A license is a grant of permission. The licensor grants permission to the licensee to do something that the licensee does not have a right to do. A rental contract, though usually called a lease, is a form of license. In exchange for money, the licensee (in this case the lessee/tenant) is allowed to occupy and live in the premises owned by the lessor (in this case the licensor/landlord). Notice that the owner of the property does not have a right to the (potential) tenant’s money until after the contract is signed. Similarly, the (potential) tenant does not have a right to enter the property. If the landlord takes the money without consent or agreement it is theft; if the tenant moves into the property without consent or agreement it is trespass.
Only those who have rights in property can grant licenses over that particular property. The difference between borrowing a car and stealing it is the license, or permission. Thus, it is clear that whenever a person owns a particular resource, only he or she can legitimately decide how to use or not use it. Yet this is not what we see in everyday reality. In fact, quite the opposite is true. Upon entering most establishments you are greeted not just by an employee or manager, but also by a barrage of government papers that are usually framed and hanging on the walls. Why, one asks, can this be? As we mentioned before, only the owner of a resource can decide how it should be used. How, then, can state governments demand permission from owners before they can engage in certain activities?
There are two solutions to this question:
- The state owns certain things and thus has the right to license them
- The state owns nothing but acts as if it did
Let’s quickly go through the ways that the state claims it can own resources:
- Buying them. This is financed through taxation, which is theft. Because the state does not own the tax revenue, its purchases are invalid.

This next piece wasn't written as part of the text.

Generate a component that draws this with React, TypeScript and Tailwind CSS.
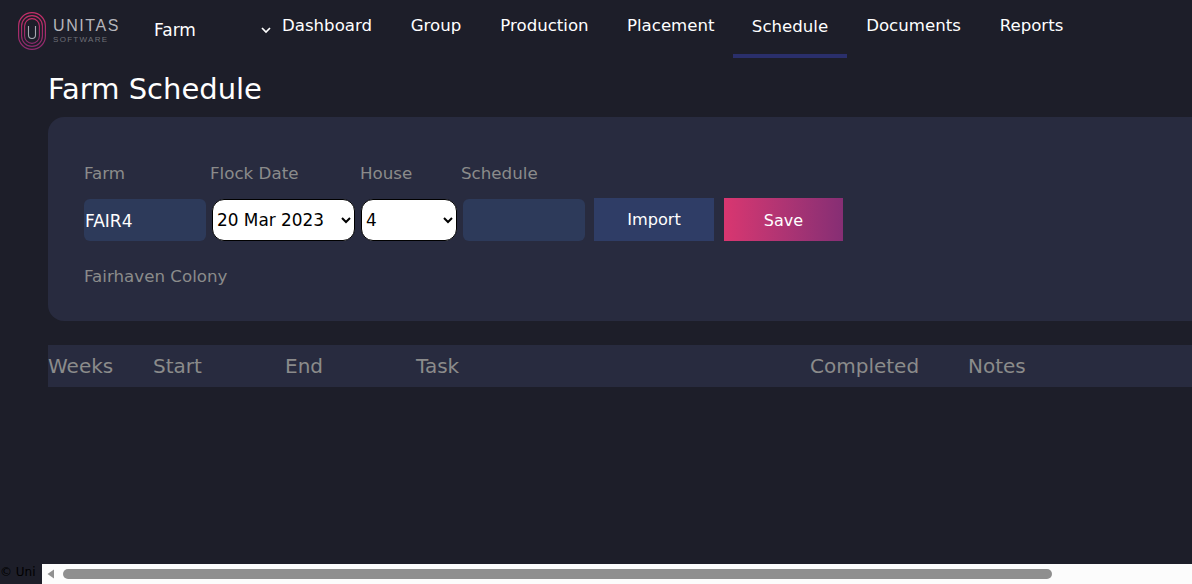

- By decree (legislation, proclamations, executive orders, etc.). There is no connection here. The government merely claims ownership without a link to it. It’s as if I were to claim that I own a patch of forest without ever having worked the land, lived there, embordered it or other reasonable connection.
- Conquest. Does this one really require an explanation?
- Eminent domain. A form of theft.
- By “homesteading” it. This is still not really homesteading as everything the state does is financed through taxation and backed by aggressive legislation. If a thief steals your money and uses that to build a house on virgin land, he does not get to own the land (or the house).
- As the recipient of donations. Even this one is not safe, for the management of resources donated to the state requires taxation and an army of bureaucrats.
Having briefly gone through each one of the possibilities, we can definitively conclude that the state cannot coherently own anything because all of its methods are criminal; it is aggressively managing and/or occupying resources against the desires of the owners. (If anything, it should be the people who give the government permission to do things!)
Here’s a short list of peaceful activities that either require a license or are generally prohibited (i.e., no license is granted) or that are highly regulated:
- Produce and sell unpasteurized dairy;
- Create vehicles that run on alternate forms of energy;
- Install pool tables in one’s bar (yes, in some places there is a law against that);
- Hire anyone regardless of national origin or status;
- Sell food without nutritional information;
- Manufacture handguns without serial numbers, attach suppressors to them, and raffle them off at the weekly bingo night for local seniors;
- Become an experienced marijuana gardener and open a neighborhood kiosk;
- Run a brothel;
- Open a website for organ donations and sales;
- Gamble online;
- Research, develop and bring to market life-saving medicines;
- Videotape, sell and broadcast pornography;
- Cut hair, arrange flowers, give manicures, fix roofs, become a beautician, drive a cab, install plumbing or remove teeth;
- Coin money;
- Build a house or expand said house;
- Build an airstrip (and use it of course); and last but certainly not least…
- Sell liquor.
The common thread across the examples above is that barring state interference (through licenses and permits), anyone should be allowed to create, buy, sell, lease, give away, destroy, transport, inherit or bequeath anything so long as no one else’s property is compromised. It’s that simple. Anything else is tyrannical.